Cases Flashcards
Duty of Care- Donoghue v. Stevenson (1932)
the claimant, May Donoghue, had visited a café with a friend who had bought her a bottle of ginger beer. She drank some of this but when she poured out more, a decomposed snail emerged from the bottle. Although she was only mildly ill as a result, she was persuaded to sue. She could not sue the café proprietor for breach of contract because she did not buy it. Therefore, she sued the manufacturers in negligence, and succeeded.
The general principle which the case established, known as the ‘neighbour principle’ or ‘neighbour test’. The rule that you are to love your neighbour becomes in law, you must not injure your neighbour;
Test for Remoteness- Overseas Tankship (UK) Ltd v. Mort’s Dock and Engineering Co. Ltd (1961) ( ‘The Wagon Mound’)
The facts were that men employed by the defendants negligently spilt fuel oil into Sydney Harbour. The oil mixed with cotton waste and other debris and spread to the claimant’s wharf where welding operations were causing sparks to fall into the water. The sparks caused the oil to ignite, setting fire to the claimant’s wharf.

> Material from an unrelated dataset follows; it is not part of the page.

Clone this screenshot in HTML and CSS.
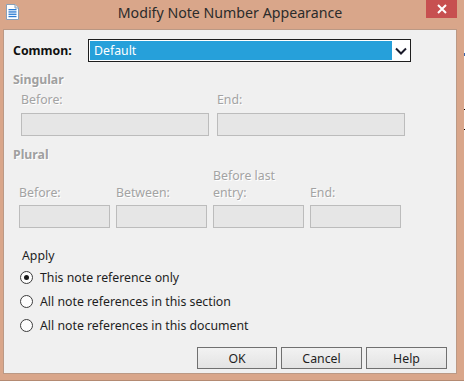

Although the fire was a direct result of the defendant’s negligence (which satisfied the ‘old test’), the Court held that the damage was too remote because it was of a type which was not reasonably foreseeable. At the time, apparently, it was not known that oil could catch fire in this way.
The defendants owed a duty of care to the claimants in The Wagon Mound case because some damage was foreseeable (perhaps contamination by the oil), but the type of damage which did occur was not foreseeable. Therefore, it was too remote
Thin skull’ rule: Smith v. Leech Brain and Co. Ltd (1961)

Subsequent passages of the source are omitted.